Les appels se coupent, reviennent, deviennent de plus en plus erratiques. Allin raconte comment il a renforcé portes et fenêtres pour résister. À travers le combiné, Herb entend des bruits étranges : des coups, des vitres brisées, le sifflement du vent. Allin soutient que ce qui le hante n’est pas simplement de l’air, mais la somme de tous les vents du monde : une créature faite de mort, de voix absorbées dans des tempêtes passées, d’énergie accumulée au fil du temps. Un être qui a acquis une conscience.

Herb, sous la pression de son épouse, raccroche. Il tente de reprendre le cours de la soirée : il parle, joue aux cartes avec ses invités. Mais il n’arrive pas à se concentrer. Son esprit revient sans cesse au téléphone, qui continue de sonner. Il médite sur la distance qui sépare les existences humaines : tandis qu’eux partagent une nuit paisible, d’autres — comme Allin — affrontent peut-être quelque chose d’effroyable, seuls. Finalement, il décide d’appeler, mais l’opératrice l’informe que les lignes téléphoniques de la région d’Allin sont hors service.

La peur s’empare de lui. Il s’apprête à partir chercher son ami lorsqu’il entend quelque chose à la porte : des rires, des voix. Il croit reconnaître celle d’Allin. Soulagé, il sourit, pense… mais lorsqu’il ouvre, il ne perçoit que le vent : d’abord une brise légère qui lui effleure le visage, puis une rafale plus forte qui soulève son manteau et ébouriffe ses cheveux. Il entend de nouveau des rires, sans pouvoir en déterminer l’origine. Le vent entoure la maison, l’enveloppe, hurle avec fureur pendant une minute, puis s’éloigne. Reste un silence épais, presque sacré, et un sentiment de perte impossible à nommer. Herb referme la porte, pâle, immobile, comme si une part de lui avait été emportée aussi.

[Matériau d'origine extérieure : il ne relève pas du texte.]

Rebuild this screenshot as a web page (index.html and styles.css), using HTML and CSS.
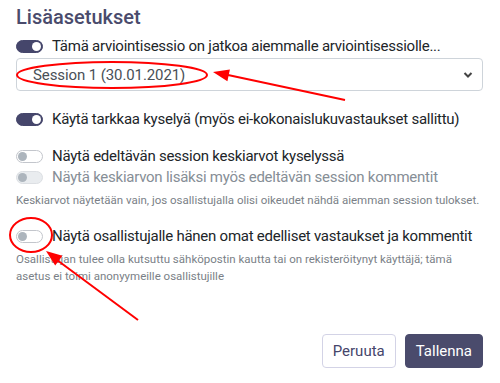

Ainsi s’achève l’histoire.

Personnages de Le vent, de Ray Bradbury

Allin est le centre émotionnel du récit. Marqué par ses expériences de voyageur et d’écrivain — notamment par une expédition dans l’Himalaya — il vit persuadé d’avoir été choisi ou poursuivi par une force invisible qu’il identifie au vent. Bradbury le dépeint comme un homme prisonnier, non seulement d’une menace extérieure, mais d’une idée qui le domine. Tout au long du nouvelle, Allin apparaît lucide et organisé, mais profondément angoissé. Son récit téléphonique, cohérent et détaillé, oscille entre raison et délire, maintenant une ambiguïté constante quant à sa santé mentale. Il parle de portes barricadées, de fenêtres bloquées, de stratégies de défense, comme quelqu’un qui se prépare à un siège. Cette combinaison de logique extrême et de peur absolue en fait un personnage fascinant : désespéré d’être compris, mais condamné à vivre une expérience que nul autre ne partage.

Herb Thompson est l’interlocuteur d’Allin et le point d’ancrage dans la réalité quotidienne. Il vit avec sa femme, mène une existence ordonnée et tranquille, et incarne le regard rationnel qui cherche à comprendre sans trop s’impliquer. Dès le début, il se montre disposé à écouter son ami, mais avec une certaine condescendance, comme celui qui apaise sans y croire vraiment. Son évolution est subtile : il passe de l’indifférence à l’inquiétude, puis au remords. Quand il tente enfin d’agir, il est déjà trop tard. Sa figure incarne l’impuissance de celui qui doute trop longtemps. Herb représente aussi le lecteur : celui qui observe, écoute, réfléchit… mais ne peut intervenir. Et lorsqu’il décide enfin de le faire, il se retrouve face au vide.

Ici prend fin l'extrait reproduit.